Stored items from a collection
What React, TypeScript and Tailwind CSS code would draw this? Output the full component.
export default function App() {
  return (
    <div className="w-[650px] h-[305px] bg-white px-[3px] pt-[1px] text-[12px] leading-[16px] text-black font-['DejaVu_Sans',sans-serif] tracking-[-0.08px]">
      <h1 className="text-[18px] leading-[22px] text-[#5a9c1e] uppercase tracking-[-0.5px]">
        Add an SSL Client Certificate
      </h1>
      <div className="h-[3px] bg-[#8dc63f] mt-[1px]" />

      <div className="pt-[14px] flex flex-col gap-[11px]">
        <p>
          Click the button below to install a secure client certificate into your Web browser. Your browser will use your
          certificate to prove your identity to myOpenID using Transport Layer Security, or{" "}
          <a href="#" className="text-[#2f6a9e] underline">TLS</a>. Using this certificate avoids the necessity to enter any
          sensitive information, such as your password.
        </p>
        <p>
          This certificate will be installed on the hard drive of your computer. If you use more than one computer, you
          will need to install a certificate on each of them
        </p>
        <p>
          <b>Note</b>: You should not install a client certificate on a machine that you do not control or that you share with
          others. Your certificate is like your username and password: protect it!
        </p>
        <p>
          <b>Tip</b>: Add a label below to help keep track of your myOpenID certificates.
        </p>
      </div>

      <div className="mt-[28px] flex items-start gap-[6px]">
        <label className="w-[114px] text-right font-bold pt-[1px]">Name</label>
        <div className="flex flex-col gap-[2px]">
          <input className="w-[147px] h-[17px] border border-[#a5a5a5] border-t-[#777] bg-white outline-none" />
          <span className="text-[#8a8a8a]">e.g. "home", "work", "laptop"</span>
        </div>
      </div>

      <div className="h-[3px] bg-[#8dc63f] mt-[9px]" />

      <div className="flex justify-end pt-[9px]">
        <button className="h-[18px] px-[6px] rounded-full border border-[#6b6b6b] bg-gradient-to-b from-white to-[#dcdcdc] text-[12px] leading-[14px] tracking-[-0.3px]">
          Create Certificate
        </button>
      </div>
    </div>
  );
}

--

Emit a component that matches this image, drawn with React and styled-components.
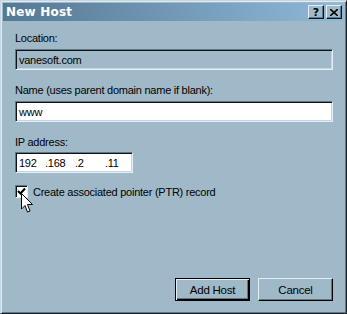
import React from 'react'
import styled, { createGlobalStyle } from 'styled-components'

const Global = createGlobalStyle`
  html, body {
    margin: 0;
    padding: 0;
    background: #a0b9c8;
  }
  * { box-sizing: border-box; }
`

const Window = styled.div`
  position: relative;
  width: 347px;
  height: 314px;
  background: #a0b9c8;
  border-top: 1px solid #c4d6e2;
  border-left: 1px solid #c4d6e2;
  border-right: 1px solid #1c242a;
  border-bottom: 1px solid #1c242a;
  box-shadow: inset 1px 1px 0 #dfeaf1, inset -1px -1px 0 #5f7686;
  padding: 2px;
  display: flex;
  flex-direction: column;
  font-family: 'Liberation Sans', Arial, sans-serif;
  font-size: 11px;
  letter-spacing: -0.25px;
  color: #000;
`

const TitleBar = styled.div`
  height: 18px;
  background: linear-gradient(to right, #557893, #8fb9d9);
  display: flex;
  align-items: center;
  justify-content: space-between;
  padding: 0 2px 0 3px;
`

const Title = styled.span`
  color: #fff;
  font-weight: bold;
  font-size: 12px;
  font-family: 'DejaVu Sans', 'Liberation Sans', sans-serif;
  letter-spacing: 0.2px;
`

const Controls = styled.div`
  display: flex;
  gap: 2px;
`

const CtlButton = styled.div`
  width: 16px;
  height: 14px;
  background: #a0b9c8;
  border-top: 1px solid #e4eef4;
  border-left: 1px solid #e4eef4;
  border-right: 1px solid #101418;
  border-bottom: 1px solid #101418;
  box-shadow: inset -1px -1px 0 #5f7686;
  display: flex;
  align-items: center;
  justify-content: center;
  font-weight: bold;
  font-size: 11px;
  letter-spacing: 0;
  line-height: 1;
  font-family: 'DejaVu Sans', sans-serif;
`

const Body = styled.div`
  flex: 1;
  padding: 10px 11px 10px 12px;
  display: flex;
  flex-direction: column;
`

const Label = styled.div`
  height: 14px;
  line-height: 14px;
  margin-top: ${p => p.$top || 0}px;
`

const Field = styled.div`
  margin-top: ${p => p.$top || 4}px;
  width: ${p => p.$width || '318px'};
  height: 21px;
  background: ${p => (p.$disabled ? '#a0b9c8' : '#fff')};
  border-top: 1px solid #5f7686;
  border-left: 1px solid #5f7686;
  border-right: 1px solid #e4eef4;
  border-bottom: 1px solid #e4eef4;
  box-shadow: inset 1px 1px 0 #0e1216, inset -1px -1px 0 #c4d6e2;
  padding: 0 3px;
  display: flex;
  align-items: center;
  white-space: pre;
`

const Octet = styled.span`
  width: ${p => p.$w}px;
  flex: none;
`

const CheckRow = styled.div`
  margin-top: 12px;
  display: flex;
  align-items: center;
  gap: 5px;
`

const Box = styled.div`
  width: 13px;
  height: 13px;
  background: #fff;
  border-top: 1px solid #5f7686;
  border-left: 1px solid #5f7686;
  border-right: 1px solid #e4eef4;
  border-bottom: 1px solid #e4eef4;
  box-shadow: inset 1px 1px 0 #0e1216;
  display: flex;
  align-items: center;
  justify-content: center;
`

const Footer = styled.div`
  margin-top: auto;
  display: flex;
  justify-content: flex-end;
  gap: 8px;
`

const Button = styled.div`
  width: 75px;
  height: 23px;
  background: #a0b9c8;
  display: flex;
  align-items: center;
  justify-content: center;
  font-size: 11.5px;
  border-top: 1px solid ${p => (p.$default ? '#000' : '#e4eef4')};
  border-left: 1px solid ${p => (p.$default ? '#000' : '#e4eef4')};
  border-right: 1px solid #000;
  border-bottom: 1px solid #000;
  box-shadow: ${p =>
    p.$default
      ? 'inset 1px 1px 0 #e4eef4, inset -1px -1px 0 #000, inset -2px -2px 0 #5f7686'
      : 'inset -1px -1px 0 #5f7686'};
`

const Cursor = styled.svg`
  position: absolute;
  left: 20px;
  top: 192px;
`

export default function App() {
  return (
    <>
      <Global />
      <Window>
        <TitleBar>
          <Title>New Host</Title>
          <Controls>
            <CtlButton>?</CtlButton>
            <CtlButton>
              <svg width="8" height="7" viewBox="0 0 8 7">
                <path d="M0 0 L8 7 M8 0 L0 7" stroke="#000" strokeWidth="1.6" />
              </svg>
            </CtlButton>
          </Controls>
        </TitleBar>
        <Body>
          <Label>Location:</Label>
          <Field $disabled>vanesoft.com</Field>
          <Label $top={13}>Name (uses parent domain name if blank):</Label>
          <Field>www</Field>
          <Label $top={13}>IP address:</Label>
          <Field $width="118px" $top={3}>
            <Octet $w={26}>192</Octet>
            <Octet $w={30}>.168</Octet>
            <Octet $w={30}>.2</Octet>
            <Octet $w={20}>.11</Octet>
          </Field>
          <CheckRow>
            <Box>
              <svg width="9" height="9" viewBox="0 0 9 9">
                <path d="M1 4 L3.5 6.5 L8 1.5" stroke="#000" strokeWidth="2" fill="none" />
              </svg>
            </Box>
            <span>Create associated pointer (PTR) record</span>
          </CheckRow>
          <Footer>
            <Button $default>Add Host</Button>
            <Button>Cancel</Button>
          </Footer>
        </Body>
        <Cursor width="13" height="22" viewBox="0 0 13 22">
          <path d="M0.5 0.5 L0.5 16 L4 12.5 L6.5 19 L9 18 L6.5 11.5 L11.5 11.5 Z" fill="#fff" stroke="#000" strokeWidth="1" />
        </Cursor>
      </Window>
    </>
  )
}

**TASK GOAL:** From the data, collect all lines where the string "components" appears.

**RESULT OF THE TASK:**
Emit a component that matches this image, drawn with React and styled-components.
import styled, { createGlobalStyle } from 'styled-components'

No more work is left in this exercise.